Obama vetoes anti-union bill. The Hill: “Congress passed a resolution of disapproval this month on a National Labor Relations Board (NLRB) ruling that sped up union elections … Obama vetoed Congress’ measure shortly after noon in the Oval Office, the fourth veto of his presidency. Obama said that the Republican resolution would reverse ‘common-sense, modest changes to streamline’ the union voting process.”
Too much federal policy is via tax breaks, argues NYT’s Eduardo Porter: “At bottom, the American government’s approach to taxing and spending is mildly progressive, but basically an impotent weapon against inequality … For instance, President Obama’s American Opportunity Tax Credit to subsidize college tuition has particularly benefited families making from $100,000 to $180,000 … Many economists have exposed how the mortgage tax deduction, which rises in value for those in higher tax brackets, does little [for] middle-class homeownership…”

Breakfast Sides

Student debt resisters meet with Education Department. HuffPost: “Fourteen federal student loan borrowers refusing to make their monthly payments to protest the U.S. Department of Education’s shoddy oversight of for-profit colleges met with senior government officials on Tuesday to share their stories and learn about the department’s plan to help them. The Education Department’s answer, in short: Keep on waiting.”

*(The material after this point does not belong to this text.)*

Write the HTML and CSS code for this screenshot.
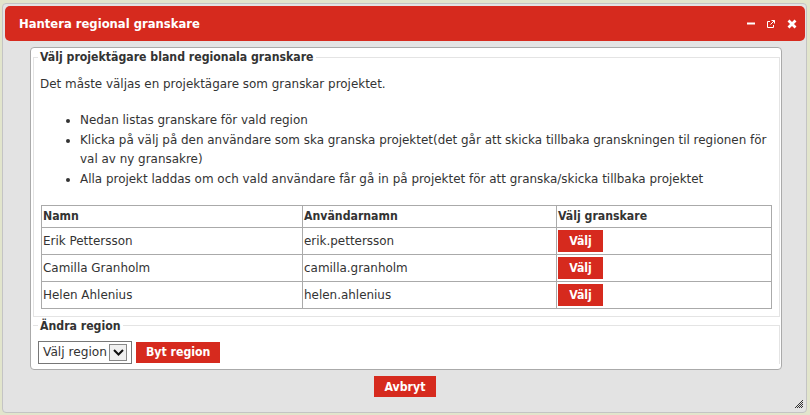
FILE: index.html
```html
<!DOCTYPE html>
<html lang="sv">
<head>
    <meta charset="UTF-8">
    <title>Hantera regional granskare</title>
    <link rel="stylesheet" href="styles.css">
</head>
<body>
<div class="dialog">
    <div class="titlebar">
        <span class="title">Hantera regional granskare</span>
        <span class="controls">
            <svg width="8" height="3" viewBox="0 0 8 3"><rect width="8" height="2" y="0.5" fill="#fff"/></svg>
            <svg width="8" height="8" viewBox="0 0 8 8"><path d="M3 1.500H.5v6h6V5M4.500 .5h3v3M7.500 .5L3.500 4.500" fill="none" stroke="#fff"/></svg>
            <svg width="10" height="10" viewBox="0 0 10 10"><path d="M1.500 1.500l7 7M8.500 1.500l-7 7" fill="none" stroke="#fff" stroke-width="2.800"/></svg>
        </span>
    </div>
    <div class="innehall">
        <div class="panel">
            <fieldset class="grupp">
                <legend>Välj projektägare bland regionala granskare</legend>
                <p class="intro">Det måste väljas en projektägare som granskar projektet.</p>
                <ul class="lista">
                    <li>Nedan listas granskare för vald region</li>
                    <li>Klicka på välj på den användare som ska granska projektet(det går att skicka tillbaka granskningen til regionen för val av ny gransakre)</li>
                    <li>Alla projekt laddas om och vald användare får gå in på projektet för att granska/skicka tillbaka projektet</li>
                </ul>
                <table class="tabell">
                    <tr>
                        <th class="kol_namn">Namn</th>
                        <th class="kol_anv">Användarnamn</th>
                        <th>Välj granskare</th>
                    </tr>
                    <tr>
                        <td>Erik Pettersson</td>
                        <td>erik.pettersson</td>
                        <td><button class="knapp knapp_valj">Välj</button></td>
                    </tr>
                    <tr>
                        <td>Camilla Granholm</td>
                        <td>camilla.granholm</td>
                        <td><button class="knapp knapp_valj">Välj</button></td>
                    </tr>
                    <tr>
                        <td>Helen Ahlenius</td>
                        <td>helen.ahlenius</td>
                        <td><button class="knapp knapp_valj">Välj</button></td>
                    </tr>
                </table>
            </fieldset>
            <fieldset class="grupp grupp_region">
                <legend>Ändra region</legend>
                <div class="region_rad">
                    <div class="valj_region">
                        <span>Välj region</span>
                        <span class="pil"><svg width="11" height="7" viewBox="0 0 11 7"><path d="M1 1l4.500 4.500L10 1" fill="none" stroke="#111" stroke-width="2"/></svg></span>
                    </div>
                    <button class="knapp">Byt region</button>
                </div>
            </fieldset>
        </div>
        <div class="fot">
            <button class="knapp knapp_avbryt">Avbryt</button>
        </div>
    </div>
    <svg class="grepp" width="8" height="8" viewBox="0 0 8 8"><path d="M0 8L8 0M2 8L8 2M4 8L8 4M6 8L8 6" stroke="#333" fill="none"/></svg>
</div>
</body>
</html>
```

FILE: styles.css
```css
html, body {
    margin: 0;
    height: 100%;
}
body {
    background-color: #e2e5cc;
    font-family: "DejaVu Sans", sans-serif;
    font-size: 11.95px;
    color: #333;
    overflow: hidden;
    padding: 3px 3px 0 2px;
    box-sizing: border-box;
}
.dialog {
    position: relative;
    height: 410px;
    background-color: #e3e3e3;
    border: 1px solid #c4c4c4;
    border-radius: 4px;
    padding: 2px 1px 2px 2px;
    box-sizing: border-box;
}
.titlebar {
    display: flex;
    justify-content: space-between;
    align-items: center;
    height: 35px;
    padding: 0 8px 0 14px;
    background-color: #d62a1e;
    border-radius: 5px;
    color: #fff;
}
.title {
    font-family: "DejaVu Sans Condensed", "DejaVu Sans", sans-serif;
    font-weight: bold;
    font-size: 12.9px;
}
.controls {
    display: flex;
    align-items: center;
    gap: 12px;
}
.innehall {
    padding: 6px 23px 0 25px;
}
.panel {
    height: 323px;
    background-color: #fff;
    border: 1px solid #aaa;
    border-radius: 4px;
    box-sizing: border-box;
    padding: 2px 1px 0 2px;
}
.grupp {
    border: 1px solid #e4e4e4;
    margin: 0;
    padding: 0 7px 7px;
}
.grupp legend {
    font-family: "DejaVu Sans Condensed", "DejaVu Sans", sans-serif;
    font-size: 12.2px;
    font-weight: bold;
    padding: 0 2px;
    margin-left: -3px;
}
.intro {
    margin: 13px 0 0 -1px;
}
.lista {
    margin: 20px 0 0;
    padding-left: 39px;
    line-height: 19.7px;
}
.tabell {
    width: 100%;
    margin-top: 15px;
    border-collapse: collapse;
}
.tabell th, .tabell td {
    border: 1px solid #aaa;
    text-align: left;
    padding: 2px 1px;
    height: 22px;
}
.tabell th {
    font-family: "DejaVu Sans Condensed", "DejaVu Sans", sans-serif;
    font-size: 12.2px;
    height: 17px;
}
.kol_namn {
    width: 258px;
}
.kol_anv {
    width: 251px;
}
.knapp {
    background-color: #d62a1e;
    color: #fff;
    border: 0;
    font-family: "DejaVu Sans Condensed", "DejaVu Sans", sans-serif;
    font-size: 12.2px;
    font-weight: bold;
    height: 21px;
    padding: 0 10px;
}
.knapp_valj {
    display: block;
    width: 45px;
    height: 22px;
    padding: 0;
}
.knapp_avbryt {
    padding: 0 11px;
}
.grupp_region {
    margin-top: 2px;
    border-bottom: 0;
    border-left: 0;
    padding: 8px 7px 0 8px;
}
.region_rad {
    display: flex;
    align-items: center;
    gap: 4px;
    margin-left: -3px;
}
.valj_region {
    display: flex;
    align-items: center;
    gap: 2px;
    width: 94px;
    height: 23px;
    padding: 0 2px 0 4px;
    font-size: 12.2px;
    background-color: #fff;
    border: 1px solid #777;
    box-sizing: border-box;
}
.pil {
    display: flex;
    align-items: center;
    justify-content: center;
    width: 18px;
    height: 17px;
    background-color: #f0f0f0;
    border: 1px solid #888;
    box-sizing: border-box;
}
.fot {
    display: flex;
    justify-content: center;
    margin: 6px 0 0 -2px;
}
.grepp {
    position: absolute;
    right: 3px;
    bottom: 4px;
}
```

“Americans Don’t Feel the Slowdown in Health Costs” notes Drew Altman in WSJ: “…even when spending and premiums experienced record-low growth in 2013 … 52% said they had been growing faster than usual. The American people are not out to lunch; their view of the problem of health costs is very different from that of experts. The amount that people with employer-based insurance pay for premiums has risen 212% in the last 15 years, while wages have risen 54% and inflation 43% … Experts (myself included) often focus on cost measures such as health spending as a percentage of GDP and the rate of increase in health spending … Americans with coverage care about … premium costs [and] deductibles…”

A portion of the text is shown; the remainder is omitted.